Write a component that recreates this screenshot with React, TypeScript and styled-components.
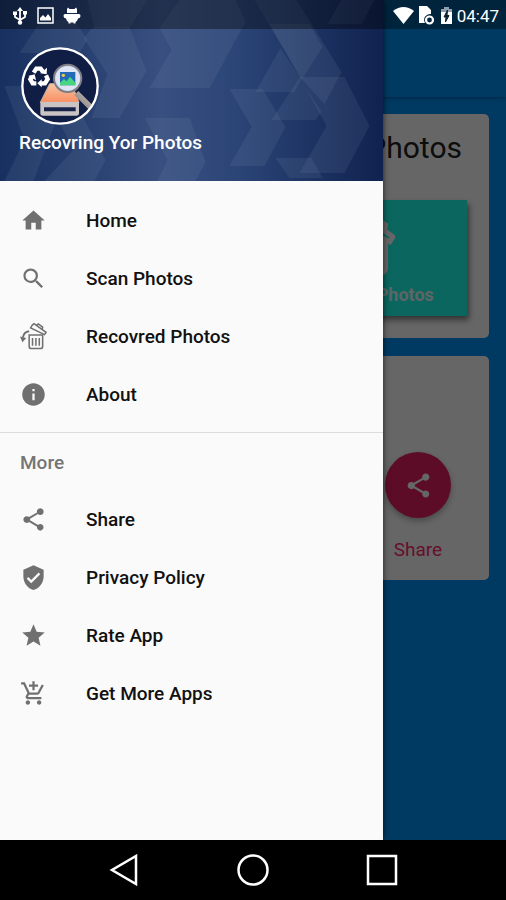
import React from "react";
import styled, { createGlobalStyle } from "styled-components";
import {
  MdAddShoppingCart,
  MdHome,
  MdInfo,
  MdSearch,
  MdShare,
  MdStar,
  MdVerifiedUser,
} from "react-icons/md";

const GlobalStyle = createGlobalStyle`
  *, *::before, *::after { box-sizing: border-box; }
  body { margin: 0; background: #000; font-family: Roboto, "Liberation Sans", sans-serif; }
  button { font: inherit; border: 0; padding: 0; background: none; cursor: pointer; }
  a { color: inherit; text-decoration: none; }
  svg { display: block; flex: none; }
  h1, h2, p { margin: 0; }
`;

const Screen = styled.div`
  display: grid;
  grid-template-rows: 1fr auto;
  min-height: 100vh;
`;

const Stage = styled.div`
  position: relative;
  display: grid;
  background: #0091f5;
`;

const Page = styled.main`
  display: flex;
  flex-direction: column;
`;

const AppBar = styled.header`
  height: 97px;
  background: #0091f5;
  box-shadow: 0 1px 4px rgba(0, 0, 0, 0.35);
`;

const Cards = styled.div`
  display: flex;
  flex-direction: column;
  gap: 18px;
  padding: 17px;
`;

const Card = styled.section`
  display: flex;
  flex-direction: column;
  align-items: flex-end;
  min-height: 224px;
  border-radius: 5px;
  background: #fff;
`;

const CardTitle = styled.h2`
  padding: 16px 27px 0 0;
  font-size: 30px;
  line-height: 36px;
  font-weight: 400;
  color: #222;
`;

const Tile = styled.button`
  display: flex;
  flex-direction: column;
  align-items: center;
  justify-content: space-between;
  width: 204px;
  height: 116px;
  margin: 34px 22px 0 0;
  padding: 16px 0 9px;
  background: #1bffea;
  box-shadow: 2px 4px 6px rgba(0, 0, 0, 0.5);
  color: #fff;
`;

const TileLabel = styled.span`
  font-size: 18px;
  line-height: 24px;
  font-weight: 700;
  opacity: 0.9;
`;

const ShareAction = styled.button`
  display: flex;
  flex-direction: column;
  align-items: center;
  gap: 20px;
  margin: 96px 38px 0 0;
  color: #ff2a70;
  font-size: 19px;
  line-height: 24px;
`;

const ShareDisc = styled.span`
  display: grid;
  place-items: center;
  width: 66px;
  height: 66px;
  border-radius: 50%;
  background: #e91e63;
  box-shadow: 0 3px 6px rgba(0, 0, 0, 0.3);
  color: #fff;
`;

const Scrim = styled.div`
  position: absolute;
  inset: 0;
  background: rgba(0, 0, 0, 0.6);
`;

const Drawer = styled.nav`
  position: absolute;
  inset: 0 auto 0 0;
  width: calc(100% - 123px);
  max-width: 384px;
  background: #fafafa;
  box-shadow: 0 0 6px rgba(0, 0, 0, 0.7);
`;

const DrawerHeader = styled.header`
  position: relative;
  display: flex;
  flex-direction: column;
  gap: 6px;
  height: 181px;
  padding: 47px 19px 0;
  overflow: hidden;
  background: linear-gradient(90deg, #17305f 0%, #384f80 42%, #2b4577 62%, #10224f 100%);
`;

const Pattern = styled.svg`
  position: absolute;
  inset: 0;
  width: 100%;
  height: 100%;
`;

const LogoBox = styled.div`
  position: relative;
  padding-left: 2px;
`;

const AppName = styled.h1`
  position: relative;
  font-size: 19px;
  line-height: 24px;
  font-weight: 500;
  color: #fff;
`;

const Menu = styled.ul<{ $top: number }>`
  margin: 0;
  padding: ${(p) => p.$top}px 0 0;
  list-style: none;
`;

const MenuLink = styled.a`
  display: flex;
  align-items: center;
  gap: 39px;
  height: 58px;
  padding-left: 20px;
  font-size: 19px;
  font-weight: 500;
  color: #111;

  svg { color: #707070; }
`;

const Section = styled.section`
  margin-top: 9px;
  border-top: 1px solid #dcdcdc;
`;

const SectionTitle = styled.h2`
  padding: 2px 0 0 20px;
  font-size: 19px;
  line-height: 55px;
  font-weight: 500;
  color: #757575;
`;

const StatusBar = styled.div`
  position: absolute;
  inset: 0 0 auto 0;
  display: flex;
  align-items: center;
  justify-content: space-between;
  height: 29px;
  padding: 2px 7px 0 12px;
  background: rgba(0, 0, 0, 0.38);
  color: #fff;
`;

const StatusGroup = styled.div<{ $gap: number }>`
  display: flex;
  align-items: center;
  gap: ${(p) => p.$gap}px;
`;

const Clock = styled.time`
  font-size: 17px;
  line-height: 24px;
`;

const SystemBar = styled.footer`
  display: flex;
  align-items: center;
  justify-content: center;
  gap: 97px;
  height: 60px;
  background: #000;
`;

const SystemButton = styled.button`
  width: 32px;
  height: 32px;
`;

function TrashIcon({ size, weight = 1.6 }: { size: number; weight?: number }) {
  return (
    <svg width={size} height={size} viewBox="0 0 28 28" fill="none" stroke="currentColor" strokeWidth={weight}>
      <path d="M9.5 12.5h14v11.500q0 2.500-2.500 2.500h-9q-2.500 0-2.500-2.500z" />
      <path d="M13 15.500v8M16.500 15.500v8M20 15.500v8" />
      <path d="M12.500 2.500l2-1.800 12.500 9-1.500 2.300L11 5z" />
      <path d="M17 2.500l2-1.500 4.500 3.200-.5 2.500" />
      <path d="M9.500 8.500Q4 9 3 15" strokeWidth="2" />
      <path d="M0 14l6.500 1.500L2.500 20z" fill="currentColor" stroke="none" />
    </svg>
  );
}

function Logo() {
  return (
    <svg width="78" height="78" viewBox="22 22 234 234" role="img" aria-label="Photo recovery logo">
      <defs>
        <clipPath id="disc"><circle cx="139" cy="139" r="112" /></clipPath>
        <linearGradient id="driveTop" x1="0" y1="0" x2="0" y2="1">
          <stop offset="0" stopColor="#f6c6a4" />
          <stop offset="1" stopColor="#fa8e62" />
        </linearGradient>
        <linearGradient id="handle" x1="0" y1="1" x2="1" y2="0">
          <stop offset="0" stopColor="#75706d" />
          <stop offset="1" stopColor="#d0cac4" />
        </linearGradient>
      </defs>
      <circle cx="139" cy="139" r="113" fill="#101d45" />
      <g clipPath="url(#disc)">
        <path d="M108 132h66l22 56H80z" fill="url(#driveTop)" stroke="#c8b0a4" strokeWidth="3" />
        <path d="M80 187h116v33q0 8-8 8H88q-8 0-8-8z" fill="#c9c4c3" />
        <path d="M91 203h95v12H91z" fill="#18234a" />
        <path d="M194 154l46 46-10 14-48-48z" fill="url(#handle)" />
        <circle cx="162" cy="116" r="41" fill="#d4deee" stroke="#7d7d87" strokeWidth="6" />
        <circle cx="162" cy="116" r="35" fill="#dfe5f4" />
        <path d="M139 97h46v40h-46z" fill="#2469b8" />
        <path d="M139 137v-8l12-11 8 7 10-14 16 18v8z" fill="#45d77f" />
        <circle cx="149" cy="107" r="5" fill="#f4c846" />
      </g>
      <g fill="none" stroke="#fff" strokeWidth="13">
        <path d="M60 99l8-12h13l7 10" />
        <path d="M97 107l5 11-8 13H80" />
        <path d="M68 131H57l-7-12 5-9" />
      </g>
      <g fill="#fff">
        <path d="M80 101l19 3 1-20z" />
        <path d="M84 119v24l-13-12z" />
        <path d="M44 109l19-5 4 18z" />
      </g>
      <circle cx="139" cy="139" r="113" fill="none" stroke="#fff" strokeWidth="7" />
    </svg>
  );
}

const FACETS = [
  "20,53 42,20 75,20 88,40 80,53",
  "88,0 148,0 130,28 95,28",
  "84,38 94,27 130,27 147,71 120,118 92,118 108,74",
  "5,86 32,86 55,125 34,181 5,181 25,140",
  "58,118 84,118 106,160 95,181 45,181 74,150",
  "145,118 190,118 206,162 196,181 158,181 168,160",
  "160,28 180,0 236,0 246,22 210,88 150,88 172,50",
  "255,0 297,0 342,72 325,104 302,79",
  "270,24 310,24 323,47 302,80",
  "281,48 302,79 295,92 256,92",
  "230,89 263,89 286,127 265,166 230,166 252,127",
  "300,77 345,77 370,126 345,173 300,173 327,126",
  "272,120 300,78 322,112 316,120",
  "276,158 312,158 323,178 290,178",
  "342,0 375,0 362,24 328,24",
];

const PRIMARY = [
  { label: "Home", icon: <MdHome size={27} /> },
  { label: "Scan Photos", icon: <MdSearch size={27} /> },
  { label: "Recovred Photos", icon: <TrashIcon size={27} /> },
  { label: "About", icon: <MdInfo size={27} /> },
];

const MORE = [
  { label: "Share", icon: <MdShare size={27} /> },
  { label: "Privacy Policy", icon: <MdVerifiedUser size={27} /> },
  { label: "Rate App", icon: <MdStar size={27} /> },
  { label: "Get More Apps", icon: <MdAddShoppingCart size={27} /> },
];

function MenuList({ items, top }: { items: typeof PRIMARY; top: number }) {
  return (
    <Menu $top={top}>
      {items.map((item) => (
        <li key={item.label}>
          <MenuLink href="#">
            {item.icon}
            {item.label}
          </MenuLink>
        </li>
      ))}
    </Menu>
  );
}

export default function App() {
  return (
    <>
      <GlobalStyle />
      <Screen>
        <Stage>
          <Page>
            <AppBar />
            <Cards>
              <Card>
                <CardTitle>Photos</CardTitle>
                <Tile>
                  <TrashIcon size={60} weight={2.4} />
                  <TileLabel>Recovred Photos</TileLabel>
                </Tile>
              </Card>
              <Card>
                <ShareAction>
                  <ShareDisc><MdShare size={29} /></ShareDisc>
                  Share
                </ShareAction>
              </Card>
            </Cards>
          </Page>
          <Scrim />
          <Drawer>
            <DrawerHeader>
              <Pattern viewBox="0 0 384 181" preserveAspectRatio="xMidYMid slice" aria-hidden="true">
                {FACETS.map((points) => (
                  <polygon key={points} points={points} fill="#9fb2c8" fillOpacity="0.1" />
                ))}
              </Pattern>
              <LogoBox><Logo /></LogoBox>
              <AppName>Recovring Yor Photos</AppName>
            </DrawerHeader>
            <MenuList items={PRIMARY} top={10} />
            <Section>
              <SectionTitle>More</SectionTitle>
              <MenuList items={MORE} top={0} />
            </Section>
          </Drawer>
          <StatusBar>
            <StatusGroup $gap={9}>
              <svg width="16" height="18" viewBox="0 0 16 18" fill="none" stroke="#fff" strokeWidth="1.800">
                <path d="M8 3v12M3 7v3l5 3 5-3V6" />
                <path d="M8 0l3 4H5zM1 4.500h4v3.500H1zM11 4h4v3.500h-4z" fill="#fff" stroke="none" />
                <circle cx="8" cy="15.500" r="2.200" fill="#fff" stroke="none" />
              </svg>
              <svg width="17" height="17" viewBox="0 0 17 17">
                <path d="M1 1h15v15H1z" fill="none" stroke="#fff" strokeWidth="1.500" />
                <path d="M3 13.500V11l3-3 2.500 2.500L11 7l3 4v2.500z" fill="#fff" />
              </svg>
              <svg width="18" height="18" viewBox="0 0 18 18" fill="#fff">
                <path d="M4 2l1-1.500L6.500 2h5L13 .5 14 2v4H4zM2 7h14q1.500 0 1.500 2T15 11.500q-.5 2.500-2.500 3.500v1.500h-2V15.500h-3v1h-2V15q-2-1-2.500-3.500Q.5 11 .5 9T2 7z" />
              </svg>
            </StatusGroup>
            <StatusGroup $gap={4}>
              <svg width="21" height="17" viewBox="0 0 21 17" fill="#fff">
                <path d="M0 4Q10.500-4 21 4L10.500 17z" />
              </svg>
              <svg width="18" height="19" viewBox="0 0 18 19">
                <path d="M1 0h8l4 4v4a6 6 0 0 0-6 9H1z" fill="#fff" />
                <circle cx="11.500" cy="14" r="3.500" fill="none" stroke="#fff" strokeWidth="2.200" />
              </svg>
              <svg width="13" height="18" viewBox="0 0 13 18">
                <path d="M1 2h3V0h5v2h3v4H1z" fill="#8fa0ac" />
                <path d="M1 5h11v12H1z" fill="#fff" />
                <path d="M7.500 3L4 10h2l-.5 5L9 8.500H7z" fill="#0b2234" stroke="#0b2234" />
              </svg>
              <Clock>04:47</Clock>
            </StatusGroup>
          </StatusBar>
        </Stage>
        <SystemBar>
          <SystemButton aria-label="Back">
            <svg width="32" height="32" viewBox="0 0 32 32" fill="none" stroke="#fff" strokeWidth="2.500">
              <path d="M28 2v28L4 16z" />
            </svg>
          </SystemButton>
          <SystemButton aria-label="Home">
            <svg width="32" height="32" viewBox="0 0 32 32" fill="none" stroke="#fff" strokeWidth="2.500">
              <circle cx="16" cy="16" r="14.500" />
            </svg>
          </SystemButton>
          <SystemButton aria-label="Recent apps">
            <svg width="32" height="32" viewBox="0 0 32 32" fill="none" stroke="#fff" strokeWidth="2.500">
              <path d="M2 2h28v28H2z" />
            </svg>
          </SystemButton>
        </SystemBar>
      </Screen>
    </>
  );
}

§ **Short exercise**: Filter out every line that lacks the word "components", and copy the rest.

§ **Result of this task**:
Write a component that recreates this screenshot with React, TypeScript and styled-components.
import styled, { createGlobalStyle } from "styled-components";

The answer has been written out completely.